These are just an attempt to reformulate everything in a more convenient way.

1. Let us define the following function on nonnegative integers (the definition can be simplified a bit, but I prefer to present it in this form):
$$
  f(n)=\begin{cases}
    4n, & x=6n\; \text{ or }\;x=6n+1;\cr
    4n+2, & x=6n+2\; \text{ or }\;x=6n+3;\cr
    2n, & x=6n+4\; \text{ or }\;x=6n+5.
  \end{cases}
$$
Then $f(x) < x$ for all $x>2$ and $x=1$, and $f(x)$ lies in the orbit of $x$. Moreover, it can be checked straightforwardly that for every two numbers interchanged by one of the generators, they have a common image under some iterations of $f$. This means that one orbit consists of all the numbers coming to $0$ after a sufficient number of iterations, and the other orbit consists of those coming to $2$. 

2. Now let us check what happens in this process. Surely one may concentrate only on the even numbers, since $f(2n)=f(2n+1)$ is always even. Thus we change the variable by $y=x/2$ and introduce the function 
$$
  g(y)=\frac{f(2y)}2=\begin{cases}
    2n, & y=3n;\cr
    2n+1, & y=3n+1;\cr
    n, & y=3n+2\cr
  \end{cases} =
  \begin{cases}
    \lfloor y/3\rfloor, & 3\;\big|\; (y+1);\cr
    \lceil 2y/3\rceil, & \text{otherwise.}
  \end{cases}
$$
Considering the preimages under $g$, we see that each $y$ generates the numbers $3y+2$ and $\lfloor 3y/2\rfloor$ lying in the $y$'s orbit, and all the numbers are generated by such process from $0$ and $1$ (or from $1$ and $2$), thus partitioning into two orbits.
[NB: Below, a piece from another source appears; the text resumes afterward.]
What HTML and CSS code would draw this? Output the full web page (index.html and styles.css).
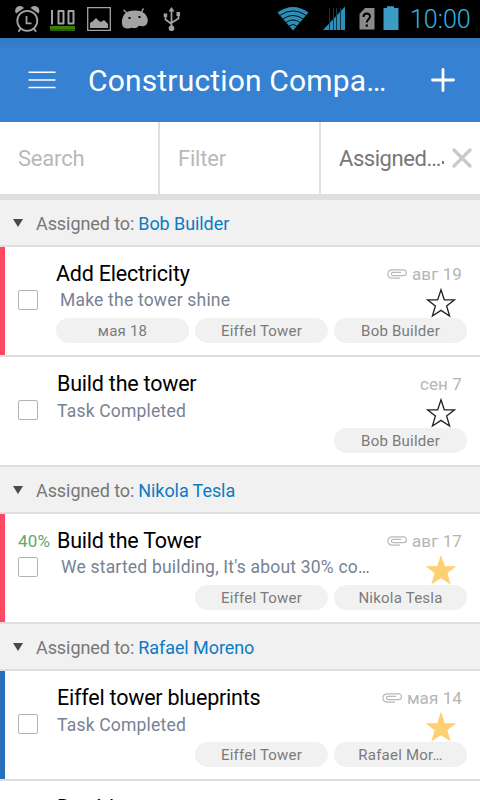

3. Now, if we denote by $\mu(n)$ the density of, say, elements of the first orbit on $[2n,3n)$, then we obtain
$$
  \mu(3n)=\frac{\mu(n)+2\mu(2n)}3.
$$
It seems that this, together with the observation that $\mu(n)$ and $\mu(n+1)$ are close to each other, is enough to see that the limiting density exists.